Rencontre avec Joe Black

Martin Brest, 1998 (Etats-Unis)

Voilà un de mes films fétiches que j’avais vu lors de sa sortie en salles il y a tout juste dix ans et que je revois depuis régulièrement en dvd… Ce film a un charme fou et une atmosphère unique, je ne sais pas trop pourquoi précisément il m’a autant accroché, mais je ne me lasse pas de le voir et de le revoir, et c’est un récent visionnage qui m’a donné envie d’écrire quelques lignes à son sujet. Rencontre Avec Joe Black aurait très bien pu être une pièce de théâtre avec les thèmes éternels de l’amour, la vie et la mort, lesquels sont étroitement liés, dans la vie comme dans le film, et donnent ce côté quasiment shakespearien, classieux et remarquable.
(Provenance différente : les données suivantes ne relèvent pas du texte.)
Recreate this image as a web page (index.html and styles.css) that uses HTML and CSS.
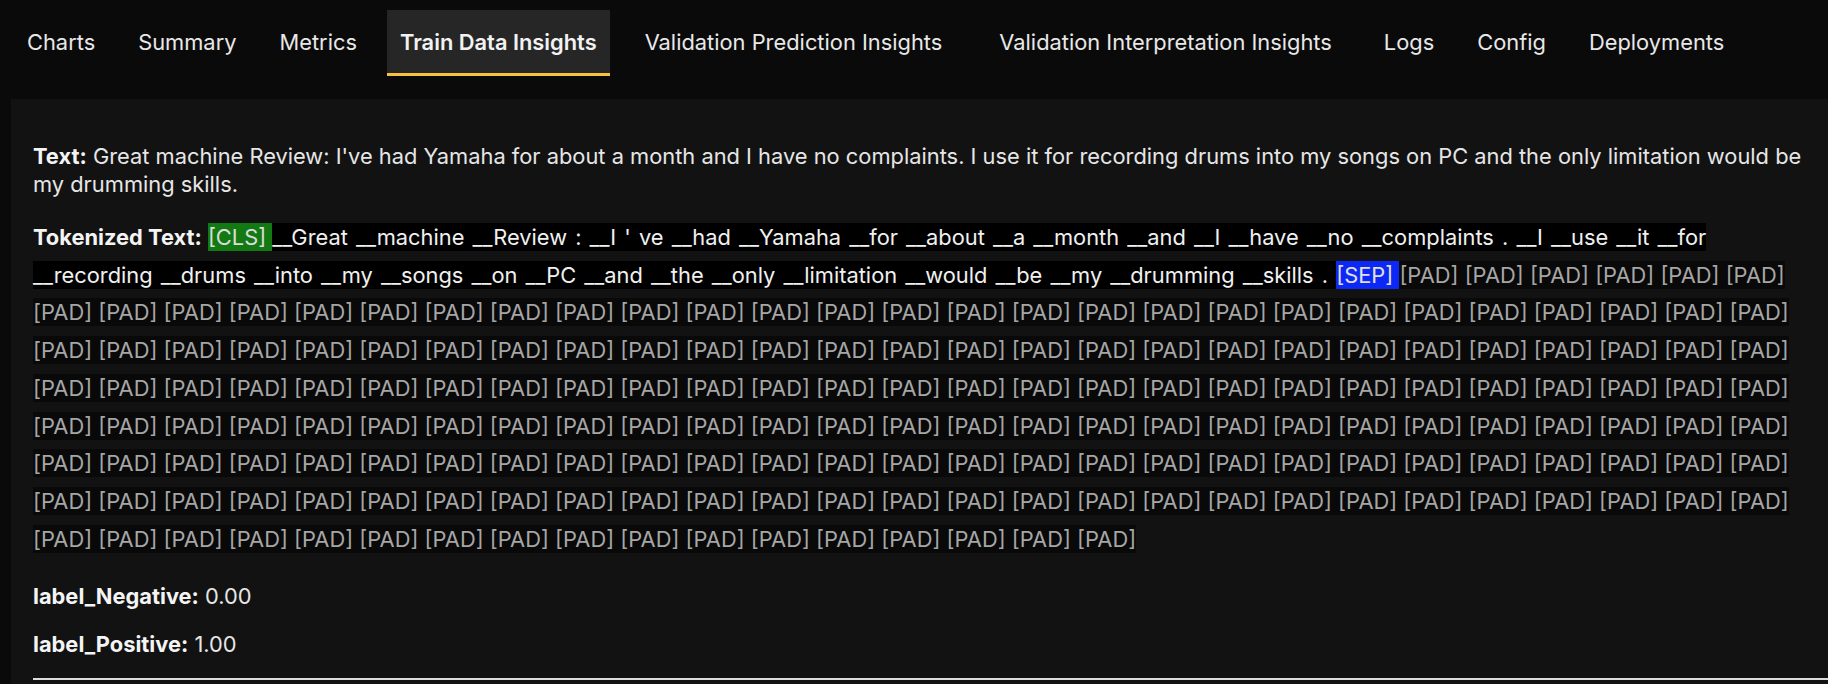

Inspiré, plus qu’un véritable remake de Death takes a holiday (Mitchell Leisen, 1934), voici l’histoire en quelques mots : Bill Parrish (Anthony Hopkins), une personnalité importante du monde de l’édition et de la communication, est à la veille de son 65ème anniversaire dont une de ses filles, Allison, prépare activement les festivités en grandes pompes. Une nuit, alors qu’il a du mal à dormir et éprouve de violents lancements au cœur, il entend à plusieurs reprises une voix qui lui répète fermement « Oui ». Oui est la réponse à la question qu’il se pose depuis ses récents problèmes de santé : « vais-je mourir? ». La Mort en personne s’invite chez lui pour en apprendre plus sur ce bas monde… Ayant visiblement trouvé en ce grand Pdg un modèle d’exception. Mais le corps qu’a pris la faucheuse pour revêtir cette apparence humaine n’est autre que celui d’un beau jeune homme mystérieux (« incarné », et dans ce cas là le mot est bien adapté, par le séduisant Brad Pitt) pour lequel l’autre fille de Bill, Susan -visiblement sa préférée-, est tombée sous le charme le matin même dans un café new-yorkais. Sous fond de spéculations financières et d’Opa douteuse au sein de la société Parrish Communication, se joue alors un jeu de séduction, de complicité mais aussi de conflits et de tiraillements entre Joe Black, la Mort, Bill Parrish et Susan.

Les relations entre ces trois personnages symboliques donnent lieu à une triangulation dantesque finement mise en place : quand la Mort vient en apprendre plus sur la Vie, elle rencontre l’Amour… Un amour impossible. Mais il faut surtout, comme je viens de le dire, voir au-delà des personnages leurs propres symboles, et, dans l’entrelacement de leurs parcours respectifs, se dessine une fable romantique de toute beauté, haute en émotions.

La musique est vraiment sublime et donne ce caractère unique et mystérieux au film : elle parvient, avec seulement quelques notes de piano, à créer une ambiance qui restitue parfaitement les sentiments mêlés de peur de la mort, de l’inconnu, du mystère et d’un parfum d’éternité… Elle est vraiment en symbiose totale avec le thème du film.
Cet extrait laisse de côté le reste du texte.